(Dataset rows)
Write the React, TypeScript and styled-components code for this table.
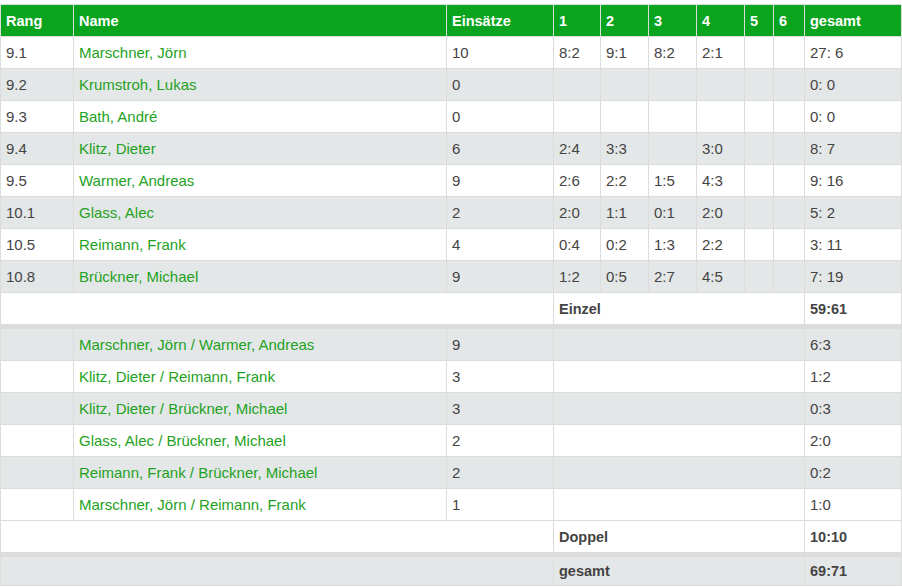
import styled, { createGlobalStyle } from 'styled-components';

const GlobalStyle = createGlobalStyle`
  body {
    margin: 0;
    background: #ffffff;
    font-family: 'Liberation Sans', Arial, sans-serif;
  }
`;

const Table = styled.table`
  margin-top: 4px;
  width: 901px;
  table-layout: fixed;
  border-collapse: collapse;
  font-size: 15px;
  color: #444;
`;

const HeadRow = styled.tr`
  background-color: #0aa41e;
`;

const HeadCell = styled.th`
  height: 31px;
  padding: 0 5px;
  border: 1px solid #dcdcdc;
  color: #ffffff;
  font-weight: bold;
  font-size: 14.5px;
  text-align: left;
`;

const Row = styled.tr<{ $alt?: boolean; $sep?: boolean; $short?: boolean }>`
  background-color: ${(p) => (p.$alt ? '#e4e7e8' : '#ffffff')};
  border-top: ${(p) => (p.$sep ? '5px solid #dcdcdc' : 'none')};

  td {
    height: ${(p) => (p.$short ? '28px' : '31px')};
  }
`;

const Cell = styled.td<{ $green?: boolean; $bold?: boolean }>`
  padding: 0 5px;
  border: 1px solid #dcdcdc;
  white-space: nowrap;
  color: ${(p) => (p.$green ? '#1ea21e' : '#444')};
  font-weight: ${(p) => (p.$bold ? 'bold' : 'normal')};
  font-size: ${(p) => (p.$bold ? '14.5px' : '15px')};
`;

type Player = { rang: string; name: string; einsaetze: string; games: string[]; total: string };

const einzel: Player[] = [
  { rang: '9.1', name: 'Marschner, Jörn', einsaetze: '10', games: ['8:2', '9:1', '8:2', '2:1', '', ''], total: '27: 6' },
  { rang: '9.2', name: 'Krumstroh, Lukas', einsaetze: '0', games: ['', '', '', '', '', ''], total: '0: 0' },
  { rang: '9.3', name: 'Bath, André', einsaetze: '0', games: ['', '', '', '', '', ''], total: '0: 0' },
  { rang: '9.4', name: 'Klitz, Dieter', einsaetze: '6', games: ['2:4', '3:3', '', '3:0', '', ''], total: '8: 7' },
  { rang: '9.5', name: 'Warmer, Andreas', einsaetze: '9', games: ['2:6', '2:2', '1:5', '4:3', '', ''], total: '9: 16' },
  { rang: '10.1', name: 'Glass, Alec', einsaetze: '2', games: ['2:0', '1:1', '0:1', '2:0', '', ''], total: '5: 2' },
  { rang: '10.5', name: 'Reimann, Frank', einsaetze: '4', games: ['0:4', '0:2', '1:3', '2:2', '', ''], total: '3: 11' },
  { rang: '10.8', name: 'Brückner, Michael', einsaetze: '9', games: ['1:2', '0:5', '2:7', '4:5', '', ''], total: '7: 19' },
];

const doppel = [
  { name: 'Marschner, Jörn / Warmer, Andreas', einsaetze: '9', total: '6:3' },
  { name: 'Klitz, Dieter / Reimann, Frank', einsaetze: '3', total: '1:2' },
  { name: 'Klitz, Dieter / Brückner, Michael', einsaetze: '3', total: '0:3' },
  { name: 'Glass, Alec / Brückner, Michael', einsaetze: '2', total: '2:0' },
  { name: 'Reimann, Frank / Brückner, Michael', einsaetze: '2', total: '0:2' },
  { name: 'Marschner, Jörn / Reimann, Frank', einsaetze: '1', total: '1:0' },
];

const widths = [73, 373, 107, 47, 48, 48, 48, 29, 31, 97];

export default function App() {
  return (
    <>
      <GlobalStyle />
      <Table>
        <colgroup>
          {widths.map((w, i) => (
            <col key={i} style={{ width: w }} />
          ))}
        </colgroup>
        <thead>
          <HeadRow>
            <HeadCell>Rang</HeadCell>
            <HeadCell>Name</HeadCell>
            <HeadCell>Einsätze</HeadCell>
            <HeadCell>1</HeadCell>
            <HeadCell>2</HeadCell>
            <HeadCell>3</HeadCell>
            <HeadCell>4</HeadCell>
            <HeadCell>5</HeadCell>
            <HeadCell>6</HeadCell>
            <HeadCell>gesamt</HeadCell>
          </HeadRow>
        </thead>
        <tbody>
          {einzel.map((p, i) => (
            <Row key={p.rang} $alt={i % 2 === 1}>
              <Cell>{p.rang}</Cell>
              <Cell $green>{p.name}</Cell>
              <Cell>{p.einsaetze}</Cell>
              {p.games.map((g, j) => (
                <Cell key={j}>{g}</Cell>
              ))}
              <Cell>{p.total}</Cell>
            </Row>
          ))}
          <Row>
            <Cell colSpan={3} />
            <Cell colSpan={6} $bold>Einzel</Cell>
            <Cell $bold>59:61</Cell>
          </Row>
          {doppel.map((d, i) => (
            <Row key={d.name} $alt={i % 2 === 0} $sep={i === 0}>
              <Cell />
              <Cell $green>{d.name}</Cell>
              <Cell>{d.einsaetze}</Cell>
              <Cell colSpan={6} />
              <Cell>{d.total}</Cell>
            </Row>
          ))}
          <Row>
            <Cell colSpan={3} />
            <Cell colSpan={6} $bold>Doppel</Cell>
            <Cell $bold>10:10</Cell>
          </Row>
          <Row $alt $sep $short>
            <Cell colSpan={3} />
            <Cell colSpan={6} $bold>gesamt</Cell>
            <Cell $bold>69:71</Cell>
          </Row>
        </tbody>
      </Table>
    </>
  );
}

--

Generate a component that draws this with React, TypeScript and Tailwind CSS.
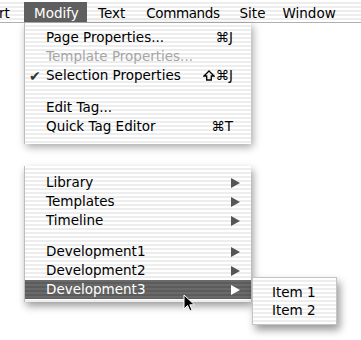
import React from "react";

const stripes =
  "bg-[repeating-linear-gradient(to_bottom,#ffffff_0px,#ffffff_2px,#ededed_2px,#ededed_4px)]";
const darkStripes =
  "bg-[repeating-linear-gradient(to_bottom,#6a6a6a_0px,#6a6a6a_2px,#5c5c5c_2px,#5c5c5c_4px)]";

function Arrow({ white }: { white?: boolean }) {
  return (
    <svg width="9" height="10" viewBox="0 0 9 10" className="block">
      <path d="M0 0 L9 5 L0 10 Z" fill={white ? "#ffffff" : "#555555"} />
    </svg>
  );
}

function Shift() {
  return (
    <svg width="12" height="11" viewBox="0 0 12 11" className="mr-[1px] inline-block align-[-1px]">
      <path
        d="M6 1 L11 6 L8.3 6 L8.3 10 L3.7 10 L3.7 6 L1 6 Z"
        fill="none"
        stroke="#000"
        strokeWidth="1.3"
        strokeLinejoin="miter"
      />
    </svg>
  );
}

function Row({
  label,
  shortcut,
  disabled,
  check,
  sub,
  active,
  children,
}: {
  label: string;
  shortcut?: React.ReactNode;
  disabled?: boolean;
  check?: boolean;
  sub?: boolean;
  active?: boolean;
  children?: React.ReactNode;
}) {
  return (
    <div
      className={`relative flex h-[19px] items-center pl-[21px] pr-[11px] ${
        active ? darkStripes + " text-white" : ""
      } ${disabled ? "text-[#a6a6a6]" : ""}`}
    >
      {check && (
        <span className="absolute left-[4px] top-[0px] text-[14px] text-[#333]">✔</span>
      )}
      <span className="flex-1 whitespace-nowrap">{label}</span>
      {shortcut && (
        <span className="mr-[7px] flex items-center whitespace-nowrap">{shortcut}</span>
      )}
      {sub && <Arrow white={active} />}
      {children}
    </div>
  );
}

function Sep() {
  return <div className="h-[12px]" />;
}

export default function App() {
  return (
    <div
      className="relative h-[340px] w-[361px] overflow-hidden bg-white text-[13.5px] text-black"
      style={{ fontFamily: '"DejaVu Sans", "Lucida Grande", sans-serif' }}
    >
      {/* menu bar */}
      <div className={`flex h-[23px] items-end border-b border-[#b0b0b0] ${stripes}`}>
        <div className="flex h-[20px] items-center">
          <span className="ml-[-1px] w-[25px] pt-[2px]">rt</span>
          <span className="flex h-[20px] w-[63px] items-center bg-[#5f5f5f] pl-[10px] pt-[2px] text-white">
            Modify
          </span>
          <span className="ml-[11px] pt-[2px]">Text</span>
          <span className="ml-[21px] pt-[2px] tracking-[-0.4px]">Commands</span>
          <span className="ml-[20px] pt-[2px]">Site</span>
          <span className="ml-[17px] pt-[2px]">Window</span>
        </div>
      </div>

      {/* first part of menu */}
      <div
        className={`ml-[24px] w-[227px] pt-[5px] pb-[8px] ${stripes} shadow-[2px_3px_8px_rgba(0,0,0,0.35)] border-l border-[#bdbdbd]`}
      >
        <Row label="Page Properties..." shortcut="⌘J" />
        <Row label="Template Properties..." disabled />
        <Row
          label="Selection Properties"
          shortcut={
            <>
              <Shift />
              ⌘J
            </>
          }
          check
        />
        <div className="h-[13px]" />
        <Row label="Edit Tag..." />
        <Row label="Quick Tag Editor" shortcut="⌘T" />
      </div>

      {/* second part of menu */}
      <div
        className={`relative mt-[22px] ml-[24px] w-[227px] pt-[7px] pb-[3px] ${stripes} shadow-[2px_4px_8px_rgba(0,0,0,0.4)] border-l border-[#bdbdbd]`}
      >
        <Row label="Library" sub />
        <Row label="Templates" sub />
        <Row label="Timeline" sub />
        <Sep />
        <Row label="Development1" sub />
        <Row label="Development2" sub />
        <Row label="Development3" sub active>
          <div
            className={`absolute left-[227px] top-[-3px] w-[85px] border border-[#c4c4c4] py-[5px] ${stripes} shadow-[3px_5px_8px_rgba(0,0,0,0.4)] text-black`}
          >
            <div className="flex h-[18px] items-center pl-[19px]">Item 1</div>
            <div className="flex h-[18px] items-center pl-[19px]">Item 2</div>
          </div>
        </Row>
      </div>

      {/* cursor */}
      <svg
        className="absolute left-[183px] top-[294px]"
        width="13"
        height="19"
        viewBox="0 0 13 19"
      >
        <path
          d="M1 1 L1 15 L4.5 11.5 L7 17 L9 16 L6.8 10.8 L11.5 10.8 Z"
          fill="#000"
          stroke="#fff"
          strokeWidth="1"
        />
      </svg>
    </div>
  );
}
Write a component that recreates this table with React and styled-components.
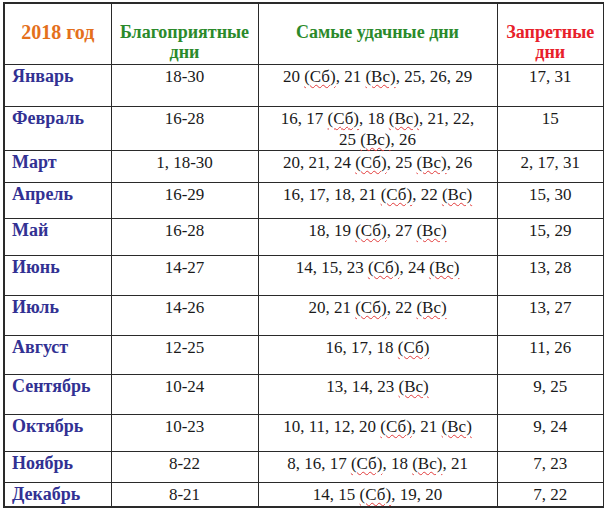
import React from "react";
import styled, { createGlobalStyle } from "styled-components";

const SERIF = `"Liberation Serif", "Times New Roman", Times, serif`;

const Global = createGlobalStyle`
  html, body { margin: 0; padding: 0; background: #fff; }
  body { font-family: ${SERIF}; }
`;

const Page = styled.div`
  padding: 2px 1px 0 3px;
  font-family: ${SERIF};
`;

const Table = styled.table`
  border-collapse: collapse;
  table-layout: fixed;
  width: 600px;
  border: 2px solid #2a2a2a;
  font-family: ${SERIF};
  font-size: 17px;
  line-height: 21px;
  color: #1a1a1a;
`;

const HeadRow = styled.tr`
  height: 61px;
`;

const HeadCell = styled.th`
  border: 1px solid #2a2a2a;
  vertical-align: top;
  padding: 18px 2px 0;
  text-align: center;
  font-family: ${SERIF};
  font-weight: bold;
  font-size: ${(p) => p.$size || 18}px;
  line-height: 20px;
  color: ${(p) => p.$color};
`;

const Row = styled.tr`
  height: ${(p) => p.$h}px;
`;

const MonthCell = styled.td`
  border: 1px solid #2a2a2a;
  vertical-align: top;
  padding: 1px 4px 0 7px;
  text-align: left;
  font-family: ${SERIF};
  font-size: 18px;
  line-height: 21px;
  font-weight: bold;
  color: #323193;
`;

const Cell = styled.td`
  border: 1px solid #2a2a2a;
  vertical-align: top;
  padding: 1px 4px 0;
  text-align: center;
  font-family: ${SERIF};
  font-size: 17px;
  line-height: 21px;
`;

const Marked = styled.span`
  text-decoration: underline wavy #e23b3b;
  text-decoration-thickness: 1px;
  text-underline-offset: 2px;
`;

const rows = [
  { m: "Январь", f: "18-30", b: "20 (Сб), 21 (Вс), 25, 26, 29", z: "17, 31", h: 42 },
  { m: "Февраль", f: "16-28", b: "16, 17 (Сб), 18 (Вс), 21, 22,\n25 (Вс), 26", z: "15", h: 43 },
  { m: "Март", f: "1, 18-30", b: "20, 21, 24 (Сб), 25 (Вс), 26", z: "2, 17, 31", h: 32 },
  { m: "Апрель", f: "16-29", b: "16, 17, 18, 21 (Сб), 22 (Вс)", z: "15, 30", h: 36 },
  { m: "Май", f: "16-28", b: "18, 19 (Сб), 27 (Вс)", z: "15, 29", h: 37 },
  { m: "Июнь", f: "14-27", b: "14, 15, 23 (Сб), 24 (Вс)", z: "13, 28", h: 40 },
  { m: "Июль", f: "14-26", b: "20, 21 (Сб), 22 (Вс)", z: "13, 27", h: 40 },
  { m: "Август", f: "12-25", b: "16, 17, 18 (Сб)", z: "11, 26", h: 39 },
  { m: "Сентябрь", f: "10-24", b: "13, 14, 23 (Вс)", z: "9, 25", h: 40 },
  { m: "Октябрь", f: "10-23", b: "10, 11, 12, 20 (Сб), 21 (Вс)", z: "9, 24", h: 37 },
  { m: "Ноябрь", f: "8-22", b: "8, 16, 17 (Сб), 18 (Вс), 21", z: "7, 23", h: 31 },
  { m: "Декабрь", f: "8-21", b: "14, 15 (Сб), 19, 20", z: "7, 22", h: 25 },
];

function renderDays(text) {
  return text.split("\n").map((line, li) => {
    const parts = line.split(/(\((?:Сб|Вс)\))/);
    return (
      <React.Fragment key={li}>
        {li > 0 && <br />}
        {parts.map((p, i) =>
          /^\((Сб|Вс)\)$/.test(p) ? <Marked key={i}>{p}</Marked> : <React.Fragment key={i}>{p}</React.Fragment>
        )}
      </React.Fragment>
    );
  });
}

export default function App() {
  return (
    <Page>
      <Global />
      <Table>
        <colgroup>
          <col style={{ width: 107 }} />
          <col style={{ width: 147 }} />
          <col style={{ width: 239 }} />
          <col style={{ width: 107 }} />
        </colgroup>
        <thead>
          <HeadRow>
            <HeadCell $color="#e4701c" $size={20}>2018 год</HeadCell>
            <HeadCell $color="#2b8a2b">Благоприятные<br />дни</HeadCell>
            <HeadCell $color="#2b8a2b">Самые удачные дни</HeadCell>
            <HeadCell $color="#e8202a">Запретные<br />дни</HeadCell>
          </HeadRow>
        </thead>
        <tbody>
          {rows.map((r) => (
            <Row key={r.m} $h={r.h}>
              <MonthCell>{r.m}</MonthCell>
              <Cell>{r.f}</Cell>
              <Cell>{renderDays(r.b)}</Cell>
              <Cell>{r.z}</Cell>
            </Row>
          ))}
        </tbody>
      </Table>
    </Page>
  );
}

==

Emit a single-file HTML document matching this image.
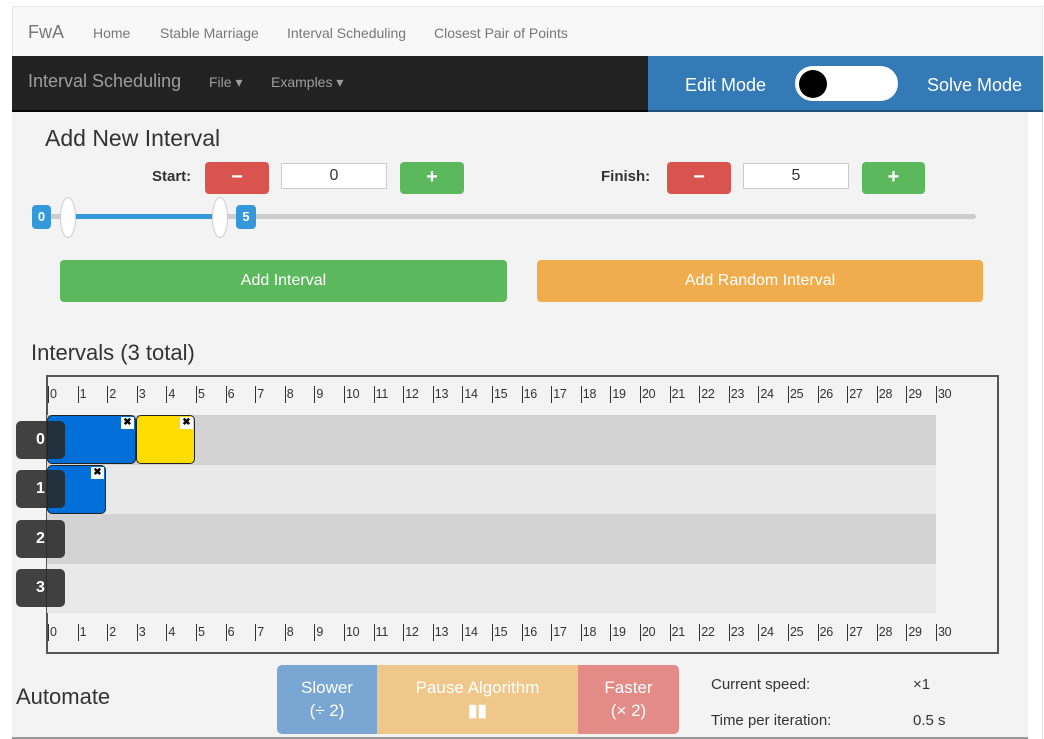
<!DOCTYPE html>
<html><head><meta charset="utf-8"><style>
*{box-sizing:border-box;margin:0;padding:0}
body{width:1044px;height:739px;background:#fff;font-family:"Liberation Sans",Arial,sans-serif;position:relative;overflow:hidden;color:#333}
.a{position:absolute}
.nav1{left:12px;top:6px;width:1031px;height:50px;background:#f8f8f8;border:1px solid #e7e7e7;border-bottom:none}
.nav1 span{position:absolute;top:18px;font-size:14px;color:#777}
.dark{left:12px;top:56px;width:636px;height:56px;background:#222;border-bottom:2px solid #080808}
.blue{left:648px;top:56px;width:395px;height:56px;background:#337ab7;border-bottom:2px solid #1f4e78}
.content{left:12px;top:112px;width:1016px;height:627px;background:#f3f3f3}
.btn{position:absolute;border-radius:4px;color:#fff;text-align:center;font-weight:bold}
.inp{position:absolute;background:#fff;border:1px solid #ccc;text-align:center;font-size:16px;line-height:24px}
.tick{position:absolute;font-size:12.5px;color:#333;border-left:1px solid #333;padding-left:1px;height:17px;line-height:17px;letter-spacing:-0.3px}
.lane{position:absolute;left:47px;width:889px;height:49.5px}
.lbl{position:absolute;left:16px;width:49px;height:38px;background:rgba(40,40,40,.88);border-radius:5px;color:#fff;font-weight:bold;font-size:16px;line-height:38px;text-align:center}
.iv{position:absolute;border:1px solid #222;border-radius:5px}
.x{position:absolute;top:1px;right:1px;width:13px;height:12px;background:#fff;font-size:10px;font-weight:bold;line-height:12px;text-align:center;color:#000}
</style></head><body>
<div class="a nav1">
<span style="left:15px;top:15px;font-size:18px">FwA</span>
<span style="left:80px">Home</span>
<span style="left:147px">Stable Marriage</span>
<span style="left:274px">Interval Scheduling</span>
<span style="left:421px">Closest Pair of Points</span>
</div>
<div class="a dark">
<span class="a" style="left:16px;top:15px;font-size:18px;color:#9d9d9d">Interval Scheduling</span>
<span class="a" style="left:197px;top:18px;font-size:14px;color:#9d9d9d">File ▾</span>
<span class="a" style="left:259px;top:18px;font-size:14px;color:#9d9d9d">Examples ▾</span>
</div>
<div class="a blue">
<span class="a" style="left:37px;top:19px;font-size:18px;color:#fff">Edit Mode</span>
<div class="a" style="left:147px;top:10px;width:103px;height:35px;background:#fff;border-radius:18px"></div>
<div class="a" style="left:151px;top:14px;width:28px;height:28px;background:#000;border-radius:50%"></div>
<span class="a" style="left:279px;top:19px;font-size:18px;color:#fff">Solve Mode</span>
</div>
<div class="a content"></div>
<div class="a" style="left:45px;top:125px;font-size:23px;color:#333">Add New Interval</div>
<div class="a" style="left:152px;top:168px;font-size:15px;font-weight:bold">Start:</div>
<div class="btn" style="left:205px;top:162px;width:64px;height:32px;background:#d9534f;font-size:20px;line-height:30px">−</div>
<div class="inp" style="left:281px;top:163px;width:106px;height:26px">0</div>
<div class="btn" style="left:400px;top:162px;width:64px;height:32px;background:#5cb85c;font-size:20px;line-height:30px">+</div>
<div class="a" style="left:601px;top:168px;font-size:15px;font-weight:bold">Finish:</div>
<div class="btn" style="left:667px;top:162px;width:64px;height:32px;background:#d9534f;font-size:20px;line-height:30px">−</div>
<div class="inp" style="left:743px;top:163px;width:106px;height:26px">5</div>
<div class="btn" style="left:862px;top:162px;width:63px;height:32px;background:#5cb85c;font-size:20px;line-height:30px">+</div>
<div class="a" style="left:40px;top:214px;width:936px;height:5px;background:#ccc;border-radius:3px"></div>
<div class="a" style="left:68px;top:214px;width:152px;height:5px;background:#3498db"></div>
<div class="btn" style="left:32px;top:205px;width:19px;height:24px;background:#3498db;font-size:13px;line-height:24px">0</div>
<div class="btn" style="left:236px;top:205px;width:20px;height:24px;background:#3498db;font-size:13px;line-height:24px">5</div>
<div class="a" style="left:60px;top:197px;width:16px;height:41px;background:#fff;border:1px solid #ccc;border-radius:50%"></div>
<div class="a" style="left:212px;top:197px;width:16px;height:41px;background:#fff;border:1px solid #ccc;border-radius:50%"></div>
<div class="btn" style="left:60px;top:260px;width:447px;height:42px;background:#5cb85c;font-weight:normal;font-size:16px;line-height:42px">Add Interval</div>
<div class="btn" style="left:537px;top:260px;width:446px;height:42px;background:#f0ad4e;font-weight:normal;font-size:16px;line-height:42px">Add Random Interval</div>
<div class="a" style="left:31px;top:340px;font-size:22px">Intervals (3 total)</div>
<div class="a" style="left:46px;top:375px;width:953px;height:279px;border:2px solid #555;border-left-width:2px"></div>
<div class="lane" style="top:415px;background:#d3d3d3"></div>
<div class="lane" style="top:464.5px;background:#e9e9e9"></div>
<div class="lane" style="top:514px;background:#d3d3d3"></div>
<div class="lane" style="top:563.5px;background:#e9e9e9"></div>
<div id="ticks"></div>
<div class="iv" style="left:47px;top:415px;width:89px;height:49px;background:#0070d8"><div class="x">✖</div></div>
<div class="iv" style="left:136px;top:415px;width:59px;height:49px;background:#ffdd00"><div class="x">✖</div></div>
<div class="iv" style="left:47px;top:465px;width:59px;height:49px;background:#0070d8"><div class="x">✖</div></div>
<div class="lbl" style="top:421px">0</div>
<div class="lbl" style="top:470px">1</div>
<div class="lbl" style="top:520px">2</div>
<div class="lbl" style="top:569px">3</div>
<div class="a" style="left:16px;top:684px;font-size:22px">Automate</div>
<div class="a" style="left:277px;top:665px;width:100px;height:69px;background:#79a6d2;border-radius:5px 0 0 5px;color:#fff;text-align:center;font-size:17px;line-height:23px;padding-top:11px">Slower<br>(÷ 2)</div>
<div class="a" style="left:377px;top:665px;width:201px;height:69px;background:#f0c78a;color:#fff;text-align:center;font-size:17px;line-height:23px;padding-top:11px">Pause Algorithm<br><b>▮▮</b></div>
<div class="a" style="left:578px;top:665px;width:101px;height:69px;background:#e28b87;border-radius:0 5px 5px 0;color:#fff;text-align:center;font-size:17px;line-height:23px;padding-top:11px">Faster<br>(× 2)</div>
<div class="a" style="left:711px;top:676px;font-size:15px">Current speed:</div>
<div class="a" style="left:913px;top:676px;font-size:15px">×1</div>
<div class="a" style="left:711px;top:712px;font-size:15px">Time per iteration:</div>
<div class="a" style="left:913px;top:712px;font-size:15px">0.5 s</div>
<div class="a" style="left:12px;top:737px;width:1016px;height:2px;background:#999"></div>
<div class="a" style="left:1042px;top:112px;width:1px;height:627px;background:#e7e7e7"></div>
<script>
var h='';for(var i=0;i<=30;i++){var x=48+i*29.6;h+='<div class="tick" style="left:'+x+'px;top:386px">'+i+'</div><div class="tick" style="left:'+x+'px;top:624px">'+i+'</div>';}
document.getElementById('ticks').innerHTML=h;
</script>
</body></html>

Task to carry out »
In the listing above, find the line with "Write the React, TypeScript" and the line with "string; name: string;". Copy both of them and every line between, exactly, but not the pictures.

Solution to this exercise »
Write the React, TypeScript and styled-components code for this table.
import styled, { createGlobalStyle } from 'styled-components';

const GlobalStyle = createGlobalStyle`
  body {
    margin: 0;
    background: #ffffff;
    font-family: 'Liberation Sans', Arial, sans-serif;
  }
`;

const Table = styled.table`
  margin-top: 4px;
  width: 901px;
  table-layout: fixed;
  border-collapse: collapse;
  font-size: 15px;
  color: #444;
`;

const HeadRow = styled.tr`
  background-color: #0aa41e;
`;

const HeadCell = styled.th`
  height: 31px;
  padding: 0 5px;
  border: 1px solid #dcdcdc;
  color: #ffffff;
  font-weight: bold;
  font-size: 14.5px;
  text-align: left;
`;

const Row = styled.tr<{ $alt?: boolean; $sep?: boolean; $short?: boolean }>`
  background-color: ${(p) => (p.$alt ? '#e4e7e8' : '#ffffff')};
  border-top: ${(p) => (p.$sep ? '5px solid #dcdcdc' : 'none')};

  td {
    height: ${(p) => (p.$short ? '28px' : '31px')};
  }
`;

const Cell = styled.td<{ $green?: boolean; $bold?: boolean }>`
  padding: 0 5px;
  border: 1px solid #dcdcdc;
  white-space: nowrap;
  color: ${(p) => (p.$green ? '#1ea21e' : '#444')};
  font-weight: ${(p) => (p.$bold ? 'bold' : 'normal')};
  font-size: ${(p) => (p.$bold ? '14.5px' : '15px')};
`;

type Player = { rang: string; name: string; einsaetze: string; games: string[]; total: string };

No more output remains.